Respeto el dolor de Rodríguez por lo perdido antes de haber sido gozado. Y me descubro ante la fe con la que se resigna a su injusta desdicha. Y con la que proclama la infalible gloria del Supremo: «Mi convencimiento: habrá gobierno de progreso y lo presidirá Pedro Sánchez». Y yo seré el cadáver que se quedó en el camino: eso no lo dice, pero es que aún hay un montón de compensaciones salariales con las cuales contar tras la caída. Así que da las «gracias».

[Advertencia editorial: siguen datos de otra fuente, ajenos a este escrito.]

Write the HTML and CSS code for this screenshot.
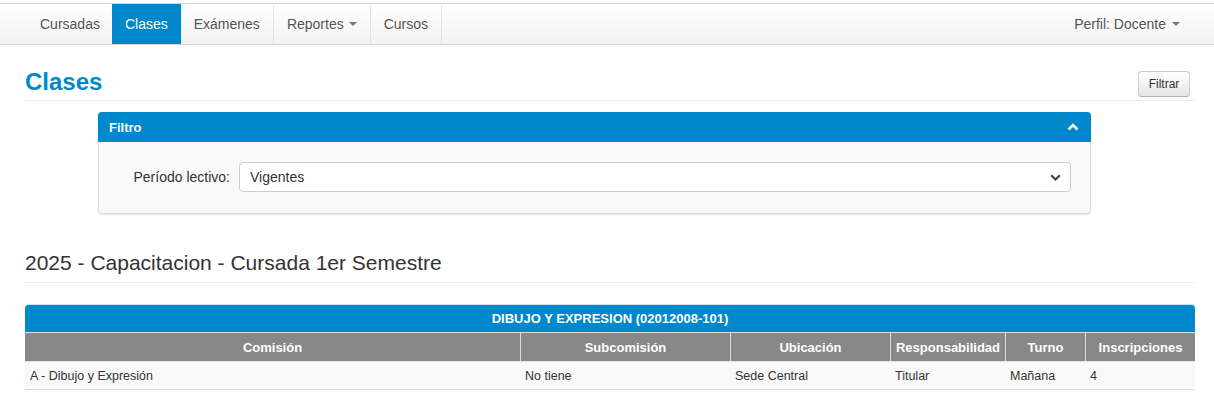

«Habrá gobierno de progreso», dice el ex alcalde. Y es eso aún más triste que su derelicción misma. Porque hasta a él le debería estaría dado comprender que su degüello importa, no porque se llame Rodríguez y haya sido alcalde. Importa porque pone definitivamente la presidencia del Doctor Sánchez en manos del fuguista de Waterloo. En términos sencillísimamente aritméticos. Suma, resta y resultado: gobernará España quien Puigdemont decida. Esto es, quien decida un más que presunto delincuente. El gobierno de la nación aguarda ahora a ser nombrado por quien, primero, dio un golpe de Estado. Después, fracasó y huyó. Y, de este simpático modo, quedamos todos en manos de un prófugo de la justicia: Puigdemont es hoy la única garantía de que haya ese «gobierno de progreso» que el siervo suplica al amo.

¿Puigdemont, garantía de «progreso»? No hagamos bromas pesadas. El movimiento nacional de Puigdemont, Junts, es la variedad de racismo más brutal que ha conocido la España del último medio siglo. Llamarlo reaccionario es poco. Es la tardía herencia de los históricos eugenistas que, hace cien años, atribuían códigos genéticos celestialmente diferenciados a sus benditos hermanos de terruño y lengua. Hoy deberían dar entre risa y miedo a cualquier cabeza no demasiado trastornada. Pero son proyecto de la unidad con Sánchez, que Sumar y Podemos se desviven por alzar: «gobierno progresista», llaman a eso.

Puigdemont, en suma, nos marca el paso. No hay mucho que hacer frente a tal delirio. La alternativa es ahora inocultable. O bien se apela a la unidad de la nación: esto es, a la de los partidos mayoritarios, por encima de distinciones ideológicas. O bien vamos resignándonos al suicidio. Somos siervos del siervo de Puigdemont. Siervos de Puigdemont, pues. Así están las cosas.